## Start RECORDED INFORMATION

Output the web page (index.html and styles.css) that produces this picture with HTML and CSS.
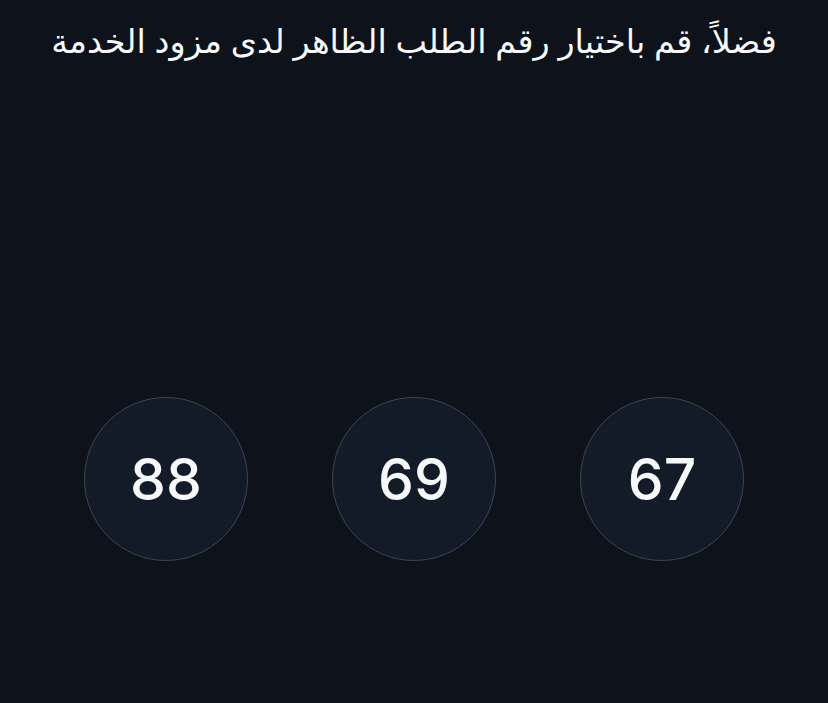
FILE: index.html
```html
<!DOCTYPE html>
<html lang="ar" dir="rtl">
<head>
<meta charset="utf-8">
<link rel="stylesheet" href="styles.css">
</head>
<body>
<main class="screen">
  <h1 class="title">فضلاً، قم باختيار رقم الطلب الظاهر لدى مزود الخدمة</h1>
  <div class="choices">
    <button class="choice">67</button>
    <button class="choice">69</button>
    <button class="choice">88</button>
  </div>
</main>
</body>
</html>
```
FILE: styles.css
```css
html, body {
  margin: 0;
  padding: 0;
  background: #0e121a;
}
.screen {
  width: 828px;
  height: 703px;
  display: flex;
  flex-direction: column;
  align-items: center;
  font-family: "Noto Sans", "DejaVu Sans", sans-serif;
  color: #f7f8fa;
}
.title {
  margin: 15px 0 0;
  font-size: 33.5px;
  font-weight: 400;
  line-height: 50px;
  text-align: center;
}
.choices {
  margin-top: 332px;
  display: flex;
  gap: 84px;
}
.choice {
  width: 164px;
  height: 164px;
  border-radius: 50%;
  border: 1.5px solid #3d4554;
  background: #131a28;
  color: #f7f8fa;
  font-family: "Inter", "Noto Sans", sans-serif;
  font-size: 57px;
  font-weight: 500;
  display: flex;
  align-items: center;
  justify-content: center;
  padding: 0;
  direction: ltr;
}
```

## End RECORDED INFORMATION

_SHORT EXERCISE:_
Set the listing down in full and exactly. Pictures within it should not appear in the copy.

_FINAL ANSWER:_
Output the web page (index.html and styles.css) that produces this picture with HTML and CSS.
FILE: index.html
```html
<!DOCTYPE html>
<html lang="ar" dir="rtl">
<head>
<meta charset="utf-8">
<link rel="stylesheet" href="styles.css">
</head>
<body>
<main class="screen">
  <h1 class="title">فضلاً، قم باختيار رقم الطلب الظاهر لدى مزود الخدمة</h1>
  <div class="choices">
    <button class="choice">67</button>
    <button class="choice">69</button>
    <button class="choice">88</button>
  </div>
</main>
</body>
</html>
```
FILE: styles.css
```css
html, body {
  margin: 0;
  padding: 0;
  background: #0e121a;
}
.screen {
  width: 828px;
  height: 703px;
  display: flex;
  flex-direction: column;
  align-items: center;
  font-family: "Noto Sans", "DejaVu Sans", sans-serif;
  color: #f7f8fa;
}
.title {
  margin: 15px 0 0;
  font-size: 33.5px;
  font-weight: 400;
  line-height: 50px;
  text-align: center;
}
.choices {
  margin-top: 332px;
  display: flex;
  gap: 84px;
}
.choice {
  width: 164px;
  height: 164px;
  border-radius: 50%;
  border: 1.5px solid #3d4554;
  background: #131a28;
  color: #f7f8fa;
  font-family: "Inter", "Noto Sans", sans-serif;
  font-size: 57px;
  font-weight: 500;
  display: flex;
  align-items: center;
  justify-content: center;
  padding: 0;
  direction: ltr;
}
```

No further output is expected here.